= Fethiye Çetin =

Turkish lawyer (born 1950)

Fethiye Çetin (/tr/) (born 4 May 1950 in Maden, Elazığ Province) is a Turkish lawyer, writer and human rights activist of Armenian origin.

==Biography==
Growing up in Maden, Fethiye Çetin had no reason to suspect that she had other than Turkish Muslim roots, until her maternal grandmother, Seher, revealed to her that her real name was not Seher: she was by birth an Armenian Christian, named Heranuş Gadaryan. Heranuş was born to parents Hovannes and Isguhi Gadaryan, and was taken from her mother's arms during a death march in the course of the Armenian genocide.

This legacy inspired Çetin's first book, a memoir published in 2004 about her grandmother's story entitled My Grandmother: An Armenian Turkish Memoir. The memoir follows Heranuş through the eyes of her granddaughter, from memories of Çetin's childhood, to the horrendous events of the Armenian genocide her grandmother revealed to her as an adult. Çetin discovered that all the men of Heranuş' village had been slaughtered in 1915, and the women and children were forced into exile, walking for many miles with Turkish soldiers more than willing to pick off any stragglers. During this long march, Heranuş was taken out of her mother's arms and adopted by a Turkish gendarme. It was from this adoption that Çetin's grandmother adopted the identity of Seher, the content, Muslim housewife that raised Çetin. Her grandmother's experiences launched a search for Heranuş' family, who had escaped to New York. My Grandmother explores the bond formed between grandmother and granddaughter from the time of the revelation until Heranuş' death. The Independent describes the book as "Gripping and thought-provoking ... Spare and elegant ... This moving testimony transcend politics and brings the Armenian tragedy to life with tenderness as well as sadness".

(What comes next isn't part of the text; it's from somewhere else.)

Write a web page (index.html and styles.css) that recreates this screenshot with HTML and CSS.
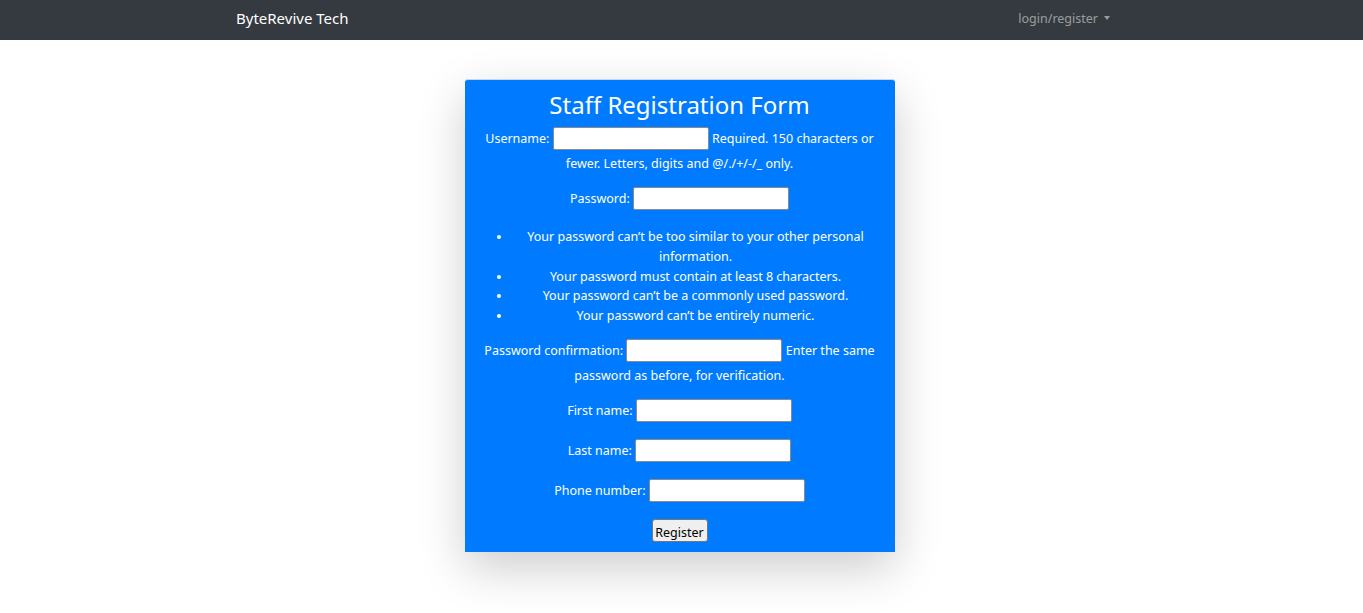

My Grandmother, translated into English by Maureen Freely, has become demanded reading piece at some progressive Turkish institutes of higher education, such as Sabancı University. Hugh Pope, reviewing the book for Today's Zaman, characterises the book as "part of a trend in Turkey that is grappling with a history of denial, nationalism and fears of political consequences" in regards to "the lost Armenians".

As a lawyer, Çetin has been representing the family of the murdered Turkish-Armenian newspaper editor Hrant Dink.

In September 2010, Fethiye Çetin visited Australia as an invited guest to a public discussion in a Sydney bookstore, about her memoir My Grandmother. She also went to Melbourne as an invited guest to the Melbourne Writers' Festival.